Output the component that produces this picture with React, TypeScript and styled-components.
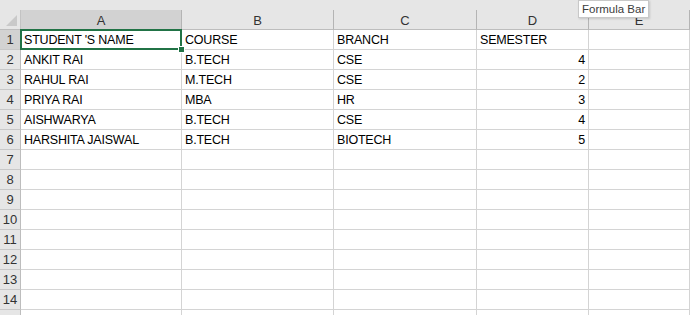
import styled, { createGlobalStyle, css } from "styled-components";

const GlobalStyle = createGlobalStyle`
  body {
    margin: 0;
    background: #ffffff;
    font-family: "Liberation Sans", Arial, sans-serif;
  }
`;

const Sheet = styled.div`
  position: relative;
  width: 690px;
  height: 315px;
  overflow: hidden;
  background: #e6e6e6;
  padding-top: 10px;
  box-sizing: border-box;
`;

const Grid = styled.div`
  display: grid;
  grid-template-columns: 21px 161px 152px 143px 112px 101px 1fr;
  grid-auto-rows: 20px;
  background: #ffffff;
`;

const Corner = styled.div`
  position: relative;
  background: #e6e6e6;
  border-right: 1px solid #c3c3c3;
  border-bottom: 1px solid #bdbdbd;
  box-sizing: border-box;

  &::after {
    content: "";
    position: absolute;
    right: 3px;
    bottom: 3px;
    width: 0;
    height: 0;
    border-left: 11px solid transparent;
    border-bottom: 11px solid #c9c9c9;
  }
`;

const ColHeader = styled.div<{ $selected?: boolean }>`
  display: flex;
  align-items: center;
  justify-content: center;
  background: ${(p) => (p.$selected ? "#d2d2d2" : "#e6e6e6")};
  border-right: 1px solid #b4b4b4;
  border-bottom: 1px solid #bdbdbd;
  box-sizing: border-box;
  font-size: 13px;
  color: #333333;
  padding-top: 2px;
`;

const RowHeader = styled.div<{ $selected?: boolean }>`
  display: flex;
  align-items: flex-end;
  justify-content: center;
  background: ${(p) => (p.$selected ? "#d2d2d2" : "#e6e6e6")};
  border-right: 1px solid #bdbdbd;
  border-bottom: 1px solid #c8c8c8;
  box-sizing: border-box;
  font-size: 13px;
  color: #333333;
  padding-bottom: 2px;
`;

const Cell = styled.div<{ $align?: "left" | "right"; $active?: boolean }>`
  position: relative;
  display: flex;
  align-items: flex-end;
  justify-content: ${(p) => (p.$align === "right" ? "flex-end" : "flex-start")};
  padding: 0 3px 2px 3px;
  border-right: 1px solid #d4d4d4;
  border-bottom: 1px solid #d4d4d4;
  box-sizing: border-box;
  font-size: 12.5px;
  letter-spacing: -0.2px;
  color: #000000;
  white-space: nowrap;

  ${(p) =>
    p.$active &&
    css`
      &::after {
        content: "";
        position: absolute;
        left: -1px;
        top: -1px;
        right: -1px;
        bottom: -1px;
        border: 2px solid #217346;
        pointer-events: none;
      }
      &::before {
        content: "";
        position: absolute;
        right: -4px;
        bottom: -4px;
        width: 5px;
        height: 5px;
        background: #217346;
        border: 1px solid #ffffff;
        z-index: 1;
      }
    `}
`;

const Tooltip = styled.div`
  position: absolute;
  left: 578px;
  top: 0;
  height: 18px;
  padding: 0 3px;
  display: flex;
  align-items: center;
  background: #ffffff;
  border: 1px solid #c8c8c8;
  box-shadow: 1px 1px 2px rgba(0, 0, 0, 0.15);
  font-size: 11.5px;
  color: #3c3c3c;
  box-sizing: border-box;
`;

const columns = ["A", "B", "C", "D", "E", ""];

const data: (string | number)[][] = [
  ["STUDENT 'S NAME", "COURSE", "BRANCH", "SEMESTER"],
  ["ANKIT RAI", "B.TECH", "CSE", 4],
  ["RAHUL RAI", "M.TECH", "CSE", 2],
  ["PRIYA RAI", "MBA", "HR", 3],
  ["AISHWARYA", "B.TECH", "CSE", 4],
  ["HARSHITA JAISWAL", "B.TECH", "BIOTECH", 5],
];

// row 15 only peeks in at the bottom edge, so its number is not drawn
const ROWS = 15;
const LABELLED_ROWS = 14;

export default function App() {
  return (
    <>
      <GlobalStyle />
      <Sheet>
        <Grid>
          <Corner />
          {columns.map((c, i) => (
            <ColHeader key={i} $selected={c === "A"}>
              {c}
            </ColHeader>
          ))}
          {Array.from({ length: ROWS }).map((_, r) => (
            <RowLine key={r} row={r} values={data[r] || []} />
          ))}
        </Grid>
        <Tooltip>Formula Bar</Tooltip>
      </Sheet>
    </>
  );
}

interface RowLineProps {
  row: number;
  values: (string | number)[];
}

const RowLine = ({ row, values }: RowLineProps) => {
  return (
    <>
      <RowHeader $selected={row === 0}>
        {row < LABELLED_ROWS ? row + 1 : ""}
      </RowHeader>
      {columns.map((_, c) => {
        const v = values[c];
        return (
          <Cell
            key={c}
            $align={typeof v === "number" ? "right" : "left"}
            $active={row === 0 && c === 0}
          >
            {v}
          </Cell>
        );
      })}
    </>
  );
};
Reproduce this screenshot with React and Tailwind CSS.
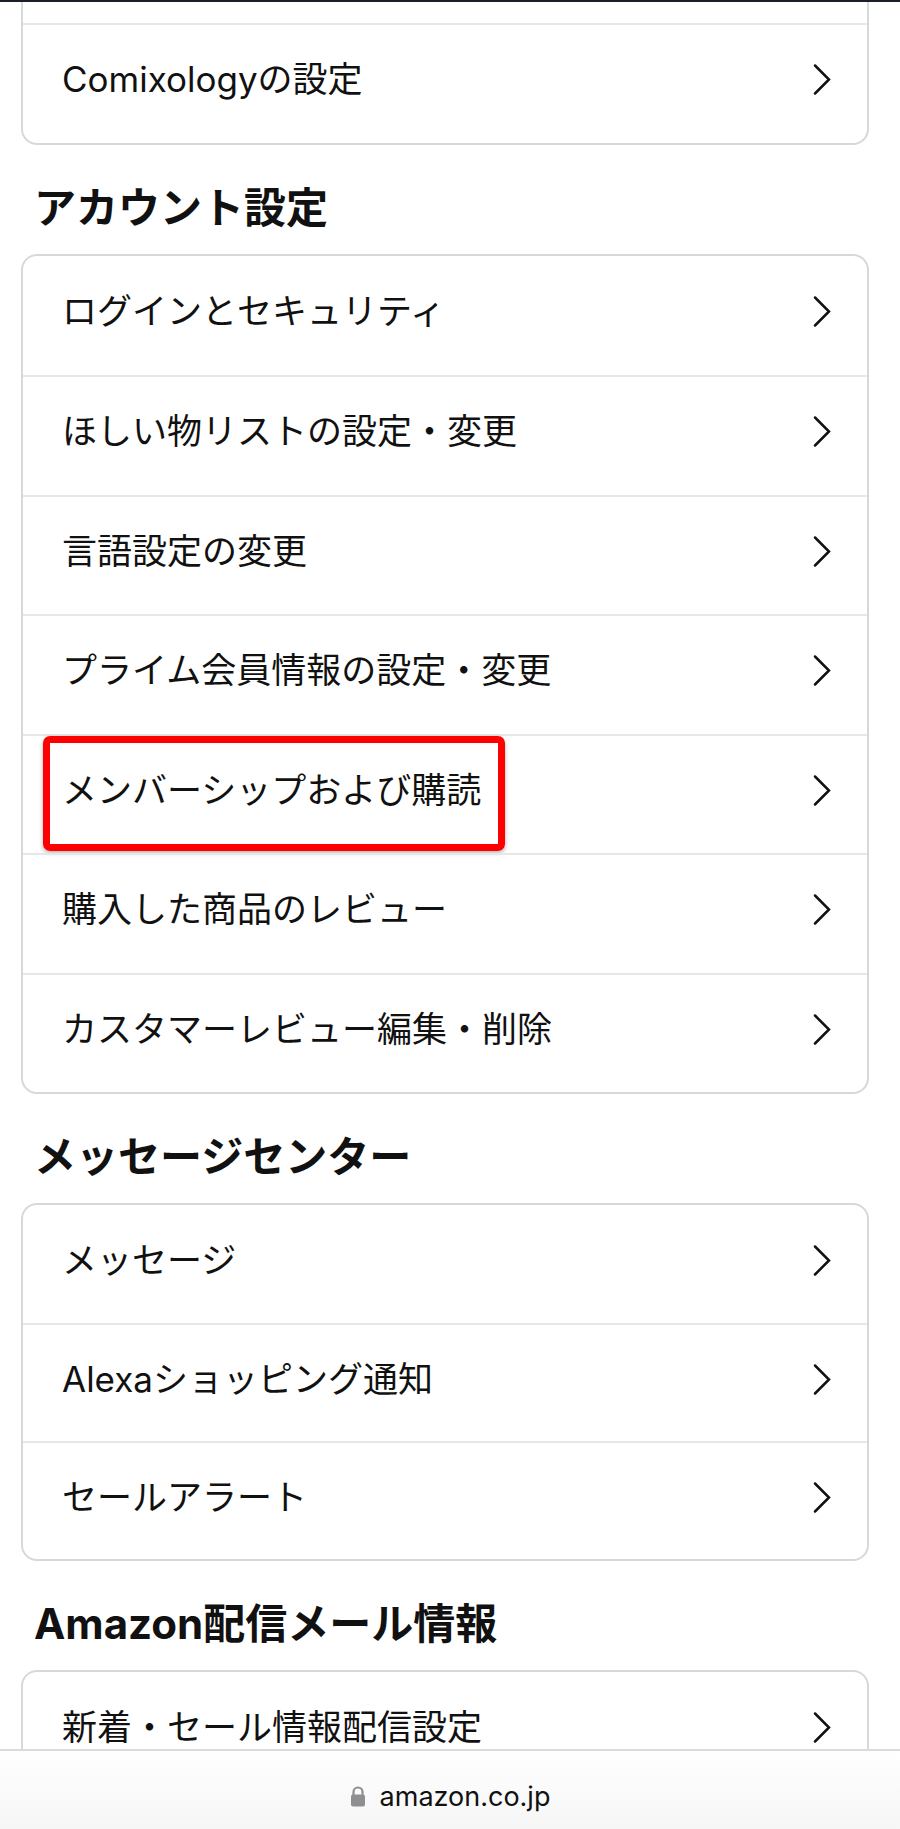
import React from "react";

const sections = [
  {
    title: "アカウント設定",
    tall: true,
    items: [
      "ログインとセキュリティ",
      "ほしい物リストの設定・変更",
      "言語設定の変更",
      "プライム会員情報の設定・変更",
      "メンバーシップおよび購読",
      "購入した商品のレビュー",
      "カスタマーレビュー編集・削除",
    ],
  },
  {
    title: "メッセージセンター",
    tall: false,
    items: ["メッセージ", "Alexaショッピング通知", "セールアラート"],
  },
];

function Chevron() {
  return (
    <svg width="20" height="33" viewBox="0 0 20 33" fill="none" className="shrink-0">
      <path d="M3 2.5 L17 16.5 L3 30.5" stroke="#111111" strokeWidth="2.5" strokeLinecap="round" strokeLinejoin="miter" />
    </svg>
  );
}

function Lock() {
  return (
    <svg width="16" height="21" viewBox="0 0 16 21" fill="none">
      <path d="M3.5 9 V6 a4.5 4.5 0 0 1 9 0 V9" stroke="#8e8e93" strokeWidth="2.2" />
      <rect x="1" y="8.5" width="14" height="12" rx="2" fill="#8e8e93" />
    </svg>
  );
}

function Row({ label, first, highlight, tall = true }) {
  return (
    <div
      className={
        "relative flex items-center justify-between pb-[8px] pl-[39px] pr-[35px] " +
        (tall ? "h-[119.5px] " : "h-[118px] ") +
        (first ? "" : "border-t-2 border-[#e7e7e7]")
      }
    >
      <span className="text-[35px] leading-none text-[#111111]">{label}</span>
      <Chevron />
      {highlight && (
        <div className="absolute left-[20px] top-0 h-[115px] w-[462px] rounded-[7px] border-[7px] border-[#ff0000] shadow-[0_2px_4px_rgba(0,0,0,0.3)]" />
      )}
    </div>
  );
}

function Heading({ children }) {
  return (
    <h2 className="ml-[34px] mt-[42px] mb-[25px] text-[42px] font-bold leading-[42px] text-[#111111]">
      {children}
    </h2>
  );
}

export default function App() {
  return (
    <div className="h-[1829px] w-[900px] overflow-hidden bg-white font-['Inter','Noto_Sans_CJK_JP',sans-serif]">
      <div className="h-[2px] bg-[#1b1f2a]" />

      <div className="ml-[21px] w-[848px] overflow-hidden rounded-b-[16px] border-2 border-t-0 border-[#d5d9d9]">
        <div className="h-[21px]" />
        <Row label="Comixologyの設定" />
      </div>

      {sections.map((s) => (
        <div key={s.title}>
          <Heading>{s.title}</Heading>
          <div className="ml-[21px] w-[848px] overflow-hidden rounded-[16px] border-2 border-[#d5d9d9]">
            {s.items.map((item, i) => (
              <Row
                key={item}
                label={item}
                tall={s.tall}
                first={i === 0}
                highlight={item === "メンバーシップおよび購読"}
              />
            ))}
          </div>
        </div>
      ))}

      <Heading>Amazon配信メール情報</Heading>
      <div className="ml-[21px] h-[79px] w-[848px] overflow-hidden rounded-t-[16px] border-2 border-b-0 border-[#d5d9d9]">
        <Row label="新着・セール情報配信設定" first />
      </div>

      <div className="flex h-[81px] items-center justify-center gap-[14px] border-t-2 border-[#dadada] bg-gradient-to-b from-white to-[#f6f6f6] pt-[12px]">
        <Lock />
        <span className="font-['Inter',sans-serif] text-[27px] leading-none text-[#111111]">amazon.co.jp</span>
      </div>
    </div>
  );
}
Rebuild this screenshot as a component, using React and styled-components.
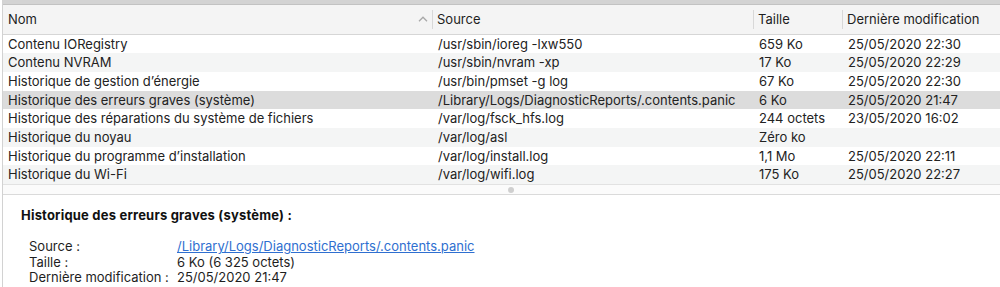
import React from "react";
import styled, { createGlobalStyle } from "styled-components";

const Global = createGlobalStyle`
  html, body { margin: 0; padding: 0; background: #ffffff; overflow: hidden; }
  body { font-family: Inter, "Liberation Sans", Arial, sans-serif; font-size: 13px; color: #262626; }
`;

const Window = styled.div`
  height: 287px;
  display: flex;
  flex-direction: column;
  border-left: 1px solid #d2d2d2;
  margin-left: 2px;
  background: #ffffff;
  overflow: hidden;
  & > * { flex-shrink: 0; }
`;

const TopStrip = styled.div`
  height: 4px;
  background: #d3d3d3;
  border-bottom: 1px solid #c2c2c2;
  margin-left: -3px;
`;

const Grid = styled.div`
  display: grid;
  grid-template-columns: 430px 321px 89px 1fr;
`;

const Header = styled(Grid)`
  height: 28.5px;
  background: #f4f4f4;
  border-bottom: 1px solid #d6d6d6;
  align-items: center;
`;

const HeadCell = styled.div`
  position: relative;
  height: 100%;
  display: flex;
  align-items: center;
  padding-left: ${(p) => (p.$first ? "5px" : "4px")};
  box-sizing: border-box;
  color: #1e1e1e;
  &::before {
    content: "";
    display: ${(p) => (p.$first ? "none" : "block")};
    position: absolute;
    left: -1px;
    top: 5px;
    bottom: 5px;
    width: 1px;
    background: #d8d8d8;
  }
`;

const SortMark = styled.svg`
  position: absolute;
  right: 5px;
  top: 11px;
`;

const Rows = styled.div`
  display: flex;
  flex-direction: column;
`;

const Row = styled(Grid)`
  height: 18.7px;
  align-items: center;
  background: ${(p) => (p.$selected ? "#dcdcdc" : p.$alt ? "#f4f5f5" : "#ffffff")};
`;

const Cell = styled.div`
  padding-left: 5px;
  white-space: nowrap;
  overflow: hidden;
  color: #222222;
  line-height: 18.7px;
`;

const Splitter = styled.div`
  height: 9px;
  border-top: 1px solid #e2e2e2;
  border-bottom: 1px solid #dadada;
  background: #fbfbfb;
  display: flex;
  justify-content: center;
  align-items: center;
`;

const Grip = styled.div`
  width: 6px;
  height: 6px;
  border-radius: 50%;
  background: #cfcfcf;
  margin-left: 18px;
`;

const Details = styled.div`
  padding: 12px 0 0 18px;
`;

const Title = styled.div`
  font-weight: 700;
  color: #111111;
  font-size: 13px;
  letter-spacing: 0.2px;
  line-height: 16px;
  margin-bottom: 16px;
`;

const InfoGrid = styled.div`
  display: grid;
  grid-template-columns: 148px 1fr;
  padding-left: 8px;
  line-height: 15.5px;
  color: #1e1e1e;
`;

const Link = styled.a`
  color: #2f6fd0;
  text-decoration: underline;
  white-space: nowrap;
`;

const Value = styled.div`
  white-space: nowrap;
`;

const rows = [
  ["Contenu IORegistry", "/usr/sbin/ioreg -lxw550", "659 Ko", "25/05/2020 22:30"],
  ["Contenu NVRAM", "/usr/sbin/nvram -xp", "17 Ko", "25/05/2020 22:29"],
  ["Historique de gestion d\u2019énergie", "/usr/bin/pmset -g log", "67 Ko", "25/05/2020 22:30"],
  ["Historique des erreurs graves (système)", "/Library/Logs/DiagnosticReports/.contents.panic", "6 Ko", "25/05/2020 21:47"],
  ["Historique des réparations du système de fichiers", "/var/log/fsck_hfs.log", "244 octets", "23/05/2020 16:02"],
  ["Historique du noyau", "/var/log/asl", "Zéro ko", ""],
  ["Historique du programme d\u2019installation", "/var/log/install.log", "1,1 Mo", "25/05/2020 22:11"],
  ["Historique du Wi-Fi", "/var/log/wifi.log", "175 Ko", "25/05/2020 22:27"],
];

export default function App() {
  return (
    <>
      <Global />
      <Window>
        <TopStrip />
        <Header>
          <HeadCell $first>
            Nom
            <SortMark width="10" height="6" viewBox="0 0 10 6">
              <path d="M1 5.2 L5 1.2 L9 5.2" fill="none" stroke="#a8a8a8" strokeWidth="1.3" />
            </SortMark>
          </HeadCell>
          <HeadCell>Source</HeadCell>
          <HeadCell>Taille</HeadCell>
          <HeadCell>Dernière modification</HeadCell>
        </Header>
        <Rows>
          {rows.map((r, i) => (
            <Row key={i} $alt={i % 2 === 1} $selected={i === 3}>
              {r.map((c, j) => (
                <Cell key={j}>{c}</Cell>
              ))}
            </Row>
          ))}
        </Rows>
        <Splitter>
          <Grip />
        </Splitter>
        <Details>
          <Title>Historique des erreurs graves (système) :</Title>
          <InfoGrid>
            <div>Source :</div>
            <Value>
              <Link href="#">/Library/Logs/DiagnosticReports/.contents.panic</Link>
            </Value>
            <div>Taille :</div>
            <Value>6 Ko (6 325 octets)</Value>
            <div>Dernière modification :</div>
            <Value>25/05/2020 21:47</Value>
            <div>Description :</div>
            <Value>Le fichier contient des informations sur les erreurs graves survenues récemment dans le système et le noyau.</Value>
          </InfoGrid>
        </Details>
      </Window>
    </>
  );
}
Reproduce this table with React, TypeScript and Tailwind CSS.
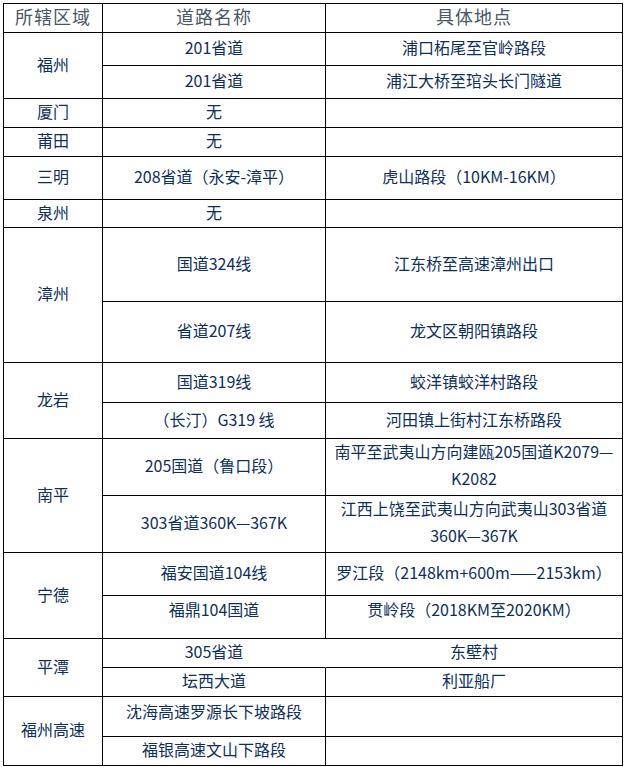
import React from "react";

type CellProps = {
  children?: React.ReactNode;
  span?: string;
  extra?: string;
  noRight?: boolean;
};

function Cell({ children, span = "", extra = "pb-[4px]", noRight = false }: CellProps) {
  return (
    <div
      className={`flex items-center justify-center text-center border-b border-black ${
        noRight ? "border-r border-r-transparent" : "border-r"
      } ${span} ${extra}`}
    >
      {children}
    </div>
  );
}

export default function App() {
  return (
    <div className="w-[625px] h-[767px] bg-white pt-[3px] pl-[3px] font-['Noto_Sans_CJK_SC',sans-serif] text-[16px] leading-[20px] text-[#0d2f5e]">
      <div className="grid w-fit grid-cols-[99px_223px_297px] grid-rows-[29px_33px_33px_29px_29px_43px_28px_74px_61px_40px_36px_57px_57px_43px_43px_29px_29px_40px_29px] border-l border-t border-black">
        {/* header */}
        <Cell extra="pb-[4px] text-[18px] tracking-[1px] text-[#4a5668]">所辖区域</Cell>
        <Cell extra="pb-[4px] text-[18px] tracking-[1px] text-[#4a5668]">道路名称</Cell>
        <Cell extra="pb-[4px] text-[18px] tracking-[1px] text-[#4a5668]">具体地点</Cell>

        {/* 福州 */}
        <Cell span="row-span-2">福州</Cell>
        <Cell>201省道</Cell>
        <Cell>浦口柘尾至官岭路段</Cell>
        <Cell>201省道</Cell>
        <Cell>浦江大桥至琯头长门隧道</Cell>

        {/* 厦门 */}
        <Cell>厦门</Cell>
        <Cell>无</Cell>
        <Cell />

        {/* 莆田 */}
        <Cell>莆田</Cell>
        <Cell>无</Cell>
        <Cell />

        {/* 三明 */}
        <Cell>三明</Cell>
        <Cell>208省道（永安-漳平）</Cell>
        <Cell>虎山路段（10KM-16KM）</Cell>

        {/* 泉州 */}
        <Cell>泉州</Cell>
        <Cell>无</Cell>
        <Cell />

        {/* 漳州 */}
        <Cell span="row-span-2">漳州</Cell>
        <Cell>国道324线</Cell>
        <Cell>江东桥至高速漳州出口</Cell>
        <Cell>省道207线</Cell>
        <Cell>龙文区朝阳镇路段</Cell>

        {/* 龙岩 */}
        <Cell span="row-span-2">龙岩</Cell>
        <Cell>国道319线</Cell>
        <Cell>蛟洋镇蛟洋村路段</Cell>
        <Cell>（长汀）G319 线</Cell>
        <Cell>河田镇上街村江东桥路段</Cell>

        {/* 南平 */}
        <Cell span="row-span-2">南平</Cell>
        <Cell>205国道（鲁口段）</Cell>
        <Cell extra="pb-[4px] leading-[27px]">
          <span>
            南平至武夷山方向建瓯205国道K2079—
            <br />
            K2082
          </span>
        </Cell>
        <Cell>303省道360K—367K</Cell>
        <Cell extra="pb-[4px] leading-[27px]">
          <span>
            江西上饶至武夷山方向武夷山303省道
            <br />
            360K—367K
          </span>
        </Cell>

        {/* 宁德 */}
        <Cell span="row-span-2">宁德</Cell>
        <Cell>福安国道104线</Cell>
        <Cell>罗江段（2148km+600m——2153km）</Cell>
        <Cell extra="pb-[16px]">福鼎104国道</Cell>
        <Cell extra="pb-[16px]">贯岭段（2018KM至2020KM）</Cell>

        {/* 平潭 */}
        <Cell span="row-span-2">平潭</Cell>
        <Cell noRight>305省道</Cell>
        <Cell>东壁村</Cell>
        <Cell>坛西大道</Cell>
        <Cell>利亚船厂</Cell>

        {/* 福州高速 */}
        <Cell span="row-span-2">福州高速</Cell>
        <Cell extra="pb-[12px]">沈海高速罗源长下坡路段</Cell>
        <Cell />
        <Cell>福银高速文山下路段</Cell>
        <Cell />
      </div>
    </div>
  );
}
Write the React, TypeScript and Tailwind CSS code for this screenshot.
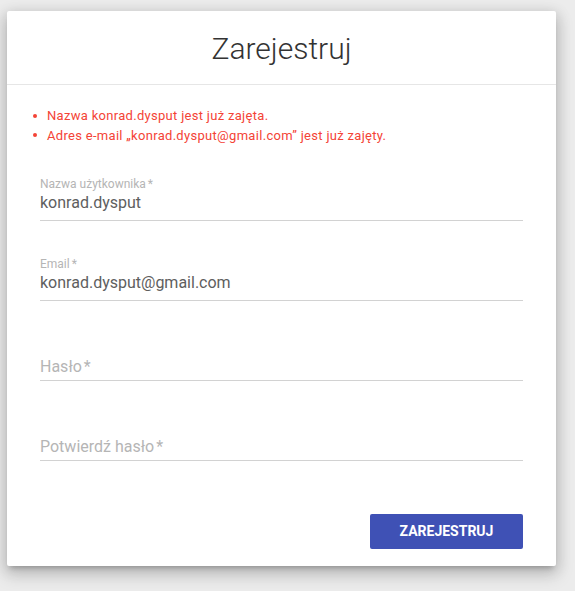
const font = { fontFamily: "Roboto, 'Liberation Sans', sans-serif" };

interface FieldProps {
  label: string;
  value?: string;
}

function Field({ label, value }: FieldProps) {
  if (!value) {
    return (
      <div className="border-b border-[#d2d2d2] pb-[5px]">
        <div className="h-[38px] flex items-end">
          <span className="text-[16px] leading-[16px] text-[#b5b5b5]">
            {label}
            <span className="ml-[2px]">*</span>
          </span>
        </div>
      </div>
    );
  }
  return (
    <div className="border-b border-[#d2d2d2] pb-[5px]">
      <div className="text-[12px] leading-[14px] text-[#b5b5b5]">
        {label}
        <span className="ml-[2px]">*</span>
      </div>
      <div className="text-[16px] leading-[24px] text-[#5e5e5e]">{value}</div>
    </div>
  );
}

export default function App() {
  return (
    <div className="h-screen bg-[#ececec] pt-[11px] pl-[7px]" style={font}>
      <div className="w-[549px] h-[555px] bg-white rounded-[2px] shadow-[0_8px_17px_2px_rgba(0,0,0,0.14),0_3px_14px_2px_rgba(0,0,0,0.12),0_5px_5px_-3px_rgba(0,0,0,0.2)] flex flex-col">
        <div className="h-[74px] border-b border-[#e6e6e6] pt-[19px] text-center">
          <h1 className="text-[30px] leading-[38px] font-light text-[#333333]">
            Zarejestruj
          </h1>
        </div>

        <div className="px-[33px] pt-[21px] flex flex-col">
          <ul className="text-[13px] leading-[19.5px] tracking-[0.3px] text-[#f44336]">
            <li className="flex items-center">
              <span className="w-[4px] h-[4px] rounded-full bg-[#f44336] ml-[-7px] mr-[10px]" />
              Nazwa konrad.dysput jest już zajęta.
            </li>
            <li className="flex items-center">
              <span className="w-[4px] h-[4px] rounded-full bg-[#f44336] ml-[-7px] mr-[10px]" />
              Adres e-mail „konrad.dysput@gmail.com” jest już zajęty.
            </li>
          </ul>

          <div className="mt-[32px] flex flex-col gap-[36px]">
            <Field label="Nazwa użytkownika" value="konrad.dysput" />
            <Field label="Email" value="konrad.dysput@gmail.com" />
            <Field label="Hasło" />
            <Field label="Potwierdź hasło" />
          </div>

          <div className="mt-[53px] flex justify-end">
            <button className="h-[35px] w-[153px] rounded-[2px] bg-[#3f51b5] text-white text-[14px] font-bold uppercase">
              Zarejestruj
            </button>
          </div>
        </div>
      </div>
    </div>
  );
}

---

[EXERCISE]: Return all lines containing the word "with".

[TASK RESPONSE]:
Output the component that produces this picture with React, TypeScript and styled-components.
Reproduce this screenshot with React and Tailwind CSS.
Reproduce this table with React, TypeScript and Tailwind CSS.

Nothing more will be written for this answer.